Even as cannabis decriminalization or legalization is proposed in Virginia and in other states across the country, a full 40% of drug arrests nationwide in 2018 concerned marijuana. Police across the country arrest more people for cannabis than for any other single drug, and marijuana remains illegal at the federal level even as some states offer fully legal markets for recreational cannabis. In 2018, 663,000 people were arrested for some form of marijuana-related offenses, a substantial portion of the total 1,650,000 drug arrests nationwide.
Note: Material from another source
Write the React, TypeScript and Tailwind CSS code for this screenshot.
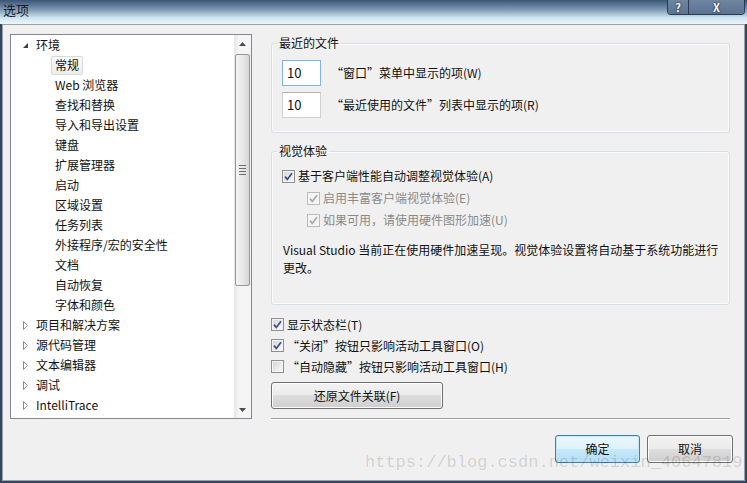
import React from "react";
import clsx from "clsx";

const treeChildren = [
  "常规",
  "Web 浏览器",
  "查找和替换",
  "导入和导出设置",
  "键盘",
  "扩展管理器",
  "启动",
  "区域设置",
  "任务列表",
  "外接程序/宏的安全性",
  "文档",
  "自动恢复",
  "字体和颜色",
];

const treeCollapsed = ["项目和解决方案", "源代码管理", "文本编辑器", "调试", "IntelliTrace"];

function CheckBox({ checked, disabled }: { checked: boolean; disabled?: boolean }) {
  return (
    <span
      className={clsx(
        "w-[13px] h-[13px] shrink-0 border flex items-center justify-center",
        disabled
          ? "border-[#bcbcbc] bg-[#f4f4f4]"
          : "border-[#8e8f8f] bg-[linear-gradient(135deg,#d4d4d4,#fbfbfb)] shadow-[inset_0_0_0_1px_#f4f4f4]"
      )}
    >
      {checked && (
        <svg width="11" height="11" viewBox="0 0 11 11">
          <path
            d="M2 5.6 L4.3 8.4 L9 2.2"
            fill="none"
            stroke={disabled ? "#a9a9a9" : "#3a4f8c"}
            strokeWidth="1.7"
          />
        </svg>
      )}
    </span>
  );
}

function Arrow({ open }: { open: boolean }) {
  return open ? (
    <svg width="9" height="9" viewBox="0 0 9 9" className="shrink-0">
      <path d="M7 2 L7 7 L2 7 Z" fill="#3c3c3c" />
    </svg>
  ) : (
    <svg width="9" height="9" viewBox="0 0 9 9" className="shrink-0">
      <path d="M2.5 0.5 L6.5 4.5 L2.5 8.5 Z" fill="#fff" stroke="#8c8c8c" strokeWidth="1" />
    </svg>
  );
}

function Tree() {
  return (
    <div className="mt-[9px] ml-[7px] w-[242px] h-[385px] border border-[#828790] bg-white flex">
      <div className="flex-1 flex flex-col">
        <div className="h-[20px] flex items-center pl-[10px]">
          <Arrow open />
          <span className="ml-[6px]">环境</span>
        </div>
        {treeChildren.map((t, i) => (
          <div key={t} className="h-[20px] flex items-center pl-[40px]">
            <span
              className={clsx(
                "h-[19px] px-[3px] flex items-center border rounded-[2px]",
                i === 0
                  ? "border-[#d9d9d9] bg-[linear-gradient(#fafafa,#ededed)]"
                  : "border-transparent"
              )}
            >
              {t}
            </span>
          </div>
        ))}
        {treeCollapsed.map((t) => (
          <div key={t} className="h-[20px] flex items-center pl-[10px]">
            <Arrow open={false} />
            <span className="ml-[6px]">{t}</span>
          </div>
        ))}
      </div>
      {/* scrollbar */}
      <div className="w-[17px] flex flex-col bg-[linear-gradient(90deg,#e6e6e6,#f5f5f5_30%,#f5f5f5)]">
        <div className="h-[17px] flex items-center justify-center">
          <svg width="7" height="4" viewBox="0 0 7 4">
            <path d="M0 4 L3.5 0 L7 4 Z" fill="#4d4d4d" />
          </svg>
        </div>
        <div className="mx-[1px] mt-[2px] h-[232px] border border-[#979797] rounded-[2px] bg-[linear-gradient(90deg,#f3f3f3,#e8e8e8_50%,#d6d6d6)] flex items-center justify-center">
          <div className="flex flex-col gap-[2px]">
            <div className="w-[7px] h-px bg-[#6b6b6b]" />
            <div className="w-[7px] h-px bg-[#6b6b6b]" />
            <div className="w-[7px] h-px bg-[#6b6b6b]" />
            <div className="w-[7px] h-px bg-[#6b6b6b]" />
          </div>
        </div>
        <div className="flex-1" />
        <div className="h-[17px] flex items-center justify-center">
          <svg width="7" height="4" viewBox="0 0 7 4">
            <path d="M0 0 L3.5 4 L7 0 Z" fill="#4d4d4d" />
          </svg>
        </div>
      </div>
    </div>
  );
}

function NumBox({ value, focused }: { value: string; focused?: boolean }) {
  return (
    <div
      className={clsx(
        "w-[39px] h-[26px] border bg-white flex items-center pl-[4px] text-[13px]",
        focused ? "border-[#7eb4ea]" : "border-[#d0d0d0] border-t-[#b0b0b0]"
      )}
    >
      {value}
    </div>
  );
}

export default function App() {
  return (
    <div className="w-[747px] h-[483px] flex flex-col px-[2px] pb-[2px] bg-[#2f4868] font-['Noto_Sans_CJK_SC',sans-serif] text-[12px] text-[#111] relative overflow-hidden">
      {/* title bar */}
      <div className="-mx-[2px] h-[24px] flex items-start bg-[linear-gradient(#3a5476_0%,#7d99b5_40%,#d0e6f1_75%,#eaf6fb_100%)]">
        <span className="pl-[3px] pt-[1px] text-[13px] leading-[17px] text-[#1a1a1a]">选项</span>
        <div className="flex-1" />
        <div className="mr-[2px] h-[15px] flex border border-t-0 border-[#2c3b50] rounded-b-[4px] overflow-hidden">
          <div className="w-[20px] flex items-center justify-center text-white font-bold text-[11px] leading-none bg-[linear-gradient(#6f86a3,#5a7290)] [text-shadow:0_0_2px_#000]">
            ?
          </div>
          <div className="w-[56px] border-l border-[#2c3b50] flex items-center justify-center text-white font-bold text-[11px] leading-none bg-[linear-gradient(#6f86a3,#5a7290)] [text-shadow:0_0_2px_#000]">
            X
          </div>
        </div>
      </div>

      {/* client area */}
      <div className="flex-1 border border-[#a0a0a0] bg-[#f0f0f0] flex flex-col">
        <div className="flex items-start">
          <Tree />
          <div className="ml-[19px] mt-[10px] w-[459px] flex flex-col">
            <fieldset className="border border-[#d5dfe5] rounded-[3px] shadow-[inset_0_0_0_1px_#fbfbfb]">
              <legend className="ml-[5px] px-[2px] leading-[16px]">最近的文件</legend>
              <div className="pt-[9px] pb-[14px] pl-[10px] flex flex-col gap-[6px]">
                <div className="flex items-center">
                  <NumBox value="10" focused />
                  <span className="ml-[10px]">“窗口”菜单中显示的项(W)</span>
                </div>
                <div className="flex items-center">
                  <NumBox value="10" />
                  <span className="ml-[10px]">“最近使用的文件”列表中显示的项(R)</span>
                </div>
              </div>
            </fieldset>

            <fieldset className="mt-[10px] border border-[#d5dfe5] rounded-[3px] shadow-[inset_0_0_0_1px_#fbfbfb]">
              <legend className="ml-[5px] px-[2px] leading-[16px]">视觉体验</legend>
              <div className="pt-[6px] pb-[27px] flex flex-col">
                <div className="h-[22px] flex items-center pl-[10px] gap-[3px]">
                  <CheckBox checked />
                  <span>基于客户端性能自动调整视觉体验(A)</span>
                </div>
                <div className="h-[22px] flex items-center pl-[35px] gap-[3px] text-[#8a8a8a]">
                  <CheckBox checked disabled />
                  <span>启用丰富客户端视觉体验(E)</span>
                </div>
                <div className="h-[22px] flex items-center pl-[35px] gap-[3px] text-[#8a8a8a]">
                  <CheckBox checked disabled />
                  <span>如果可用，请使用硬件图形加速(U)</span>
                </div>
                <p className="mt-[10px] pl-[11px] leading-[18px]">
                  Visual Studio 当前正在使用硬件加速呈现。视觉体验设置将自动基于系统功能进行
                  <br />
                  更改。
                </p>
              </div>
            </fieldset>

            <div className="mt-[9px] flex flex-col">
              <div className="h-[21px] flex items-center gap-[3px]">
                <CheckBox checked />
                <span>显示状态栏(T)</span>
              </div>
              <div className="h-[21px] flex items-center gap-[3px]">
                <CheckBox checked />
                <span>“关闭”按钮只影响活动工具窗口(O)</span>
              </div>
              <div className="h-[21px] flex items-center gap-[3px]">
                <CheckBox checked={false} />
                <span>“自动隐藏”按钮只影响活动工具窗口(H)</span>
              </div>
            </div>

            <button className="mt-[5px] w-[172px] h-[27px] border border-[#707070] rounded-[3px] bg-[linear-gradient(#f2f2f2_0%,#ebebeb_50%,#dddddd_50%,#cfcfcf_100%)] shadow-[inset_0_0_0_1px_#fcfcfc] flex items-center justify-center">
              还原文件关联(F)
            </button>

            <div className="mt-[9px] h-[2px] border-t border-[#a0a0a0] border-b border-b-white" />
          </div>
        </div>

        <div className="mt-[15px] flex justify-end gap-[7px] pr-[11px]">
          <button className="w-[85px] h-[28px] border border-[#3c7fb1] rounded-[3px] bg-[linear-gradient(#ecf7fd_0%,#ddf2fc_50%,#c6e8fa_50%,#b6def6_100%)] shadow-[inset_0_0_0_1px_#bfe6fb] flex items-center justify-center leading-[12px]">
            确定
          </button>
          <button className="w-[86px] h-[28px] border border-[#707070] rounded-[3px] bg-[linear-gradient(#f2f2f2_0%,#ebebeb_50%,#dddddd_50%,#cfcfcf_100%)] shadow-[inset_0_0_0_1px_#fcfcfc] flex items-center justify-center leading-[12px]">
            取消
          </button>
        </div>
      </div>

      {/* watermark */}
      <div className="absolute left-[365px] top-[456px] font-['Liberation_Mono',monospace] text-[17px] leading-[14px] text-black/15 pointer-events-none">
        https://blog.csdn.net/weixin_40647819
      </div>
    </div>
  );
}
After marijuana offenses, the second-largest category involved “other” drugs, including a wide range of stimulants, prescription medications and other substances, involved in 29% of drug cases. One-quarter of all drug arrests related to heroin, cocaine or other opioids, while 6% involved manufactured, synthetic or “designer” drugs. These total arrests include possession charges as well as those for sale, manufacturing or distribution. The overwhelming majority of people accused of marijuana crimes were arrested for possession. A full 92% of marijuana charges were for drug possession, even as prosecutions for cannabis possession have helped to spark demands for criminal justice reform.
Ten states have legalized recreational cannabis, while 26 states have adopted some form of decriminalization. The legislative changes have made a difference; in 2010, marijuana arrests made up over half of all drug charges nationwide. They are at their lowest level in 20 years, but still continue to involve hundreds of thousands of people every year in the criminal justice system.
In Virginia, marijuana possession is still illegal, even in small amounts, although a number of prominent politicians have voiced support for decriminalization or legalization. People charged with drug offenses over marijuana can still face serious consequences, including a criminal record or even jail time. A criminal defense lawyer may help people to protect their rights and work to prevent a conviction.